If we simply view end users as those to whom we apply change then they will simply feel ‘change is happening to me…’ None of us like change where we are not able to influence it or feel part of it.

Therefore, we must take a different approach in influencing and on-boarding those who will ultimately benefit from our strategy. So let’s drop the somewhat archaic and passive term ‘users’ and refer to them as they should be: ‘customers’ or perhaps even better, ‘partners’.

This is even more important if you are responsible for a strategy that involves staff who are devolved from your organisation but who will ultimately become a beneficiary of it.

How do you plan your engagement in a way that will motivate and make your devolved community want to get on-board or, even better, become impassioned about it?

Firstly, you must ignore the obvious barriers like the org chart or politics. People need to feel excited about a strategy to begin buying into it, and once they become excited about an initiative they often motivate themselves and others both up and down the chain of command.

Of course, you need to know how to get people excited and to convert them from the unbeliever to the faithful follower… For some it’s natural, for others this is a learned skill. The next step is learning how to keep the enthusiasm going.

In supporting large and perhaps unconnected groups, you must take every opportunity to be inclusive. Ensure that key stakeholders – including ‘those on the ground’ – are involved in project boards, steering groups and that partners are engaged via virtual teams comprising members from across the community.

The real trick to keeping a partner community involved and engaged though is to trust them.
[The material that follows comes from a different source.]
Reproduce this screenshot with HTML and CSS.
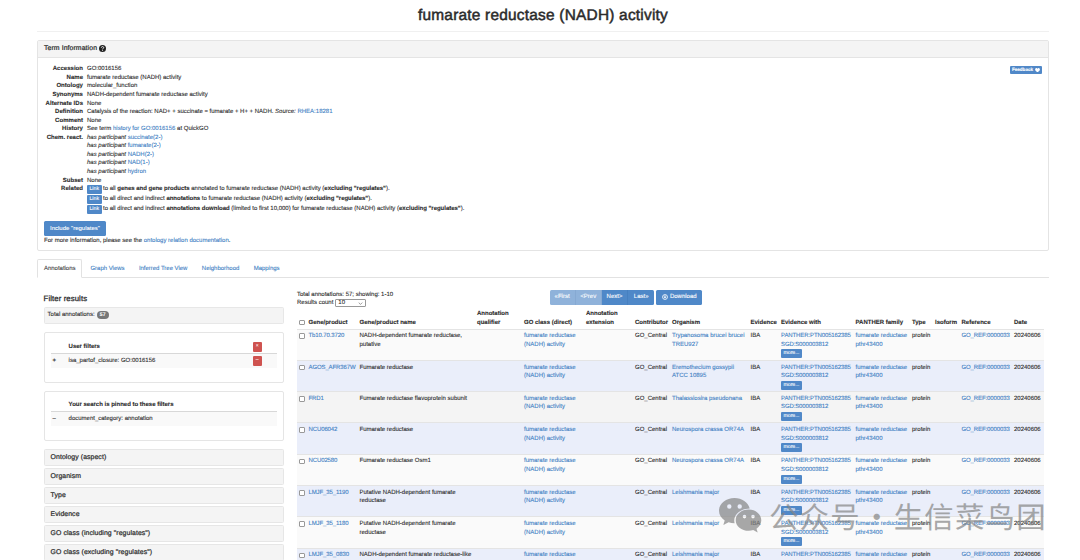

This does not mean you simply hand over work packages and the like and wait to see what happens. Frequent and productive communication is the key to trust. Having a clear and well aligned IT strategy is of course important but you need to consider the softer ‘relationship strategy’ as well to underpin it.

The feedback paradigm

“You have two ears and one mouth: use them in those proportions”. This is good advice. Setting a strategy in stone and being dogmatic about it will almost certainly lead to failure. Listen to your teams and be open to adjusting your strategy. Remember a strategy is tested as it becomes reality. No one will ever have a perfect strategy – the sooner you accept that the better.

Listening to your partner community and validating their concerns will go a long way to keeping them on board. Never be afraid of bad news. It’s better to know sooner and be able to do something about it than discover all too late that the opportunity has been missed, which can often cost you in reputation as well as money.

Gareth Baxendale

Gareth Baxendale has worked in the technology industry for more than 20 years in both the commercial and public sectors.

He is currently head of technology for the NIHR Clinical Research Network. Gareth is also a Chartered Fellow of the BCS and vice chair of the BCS Health Executive.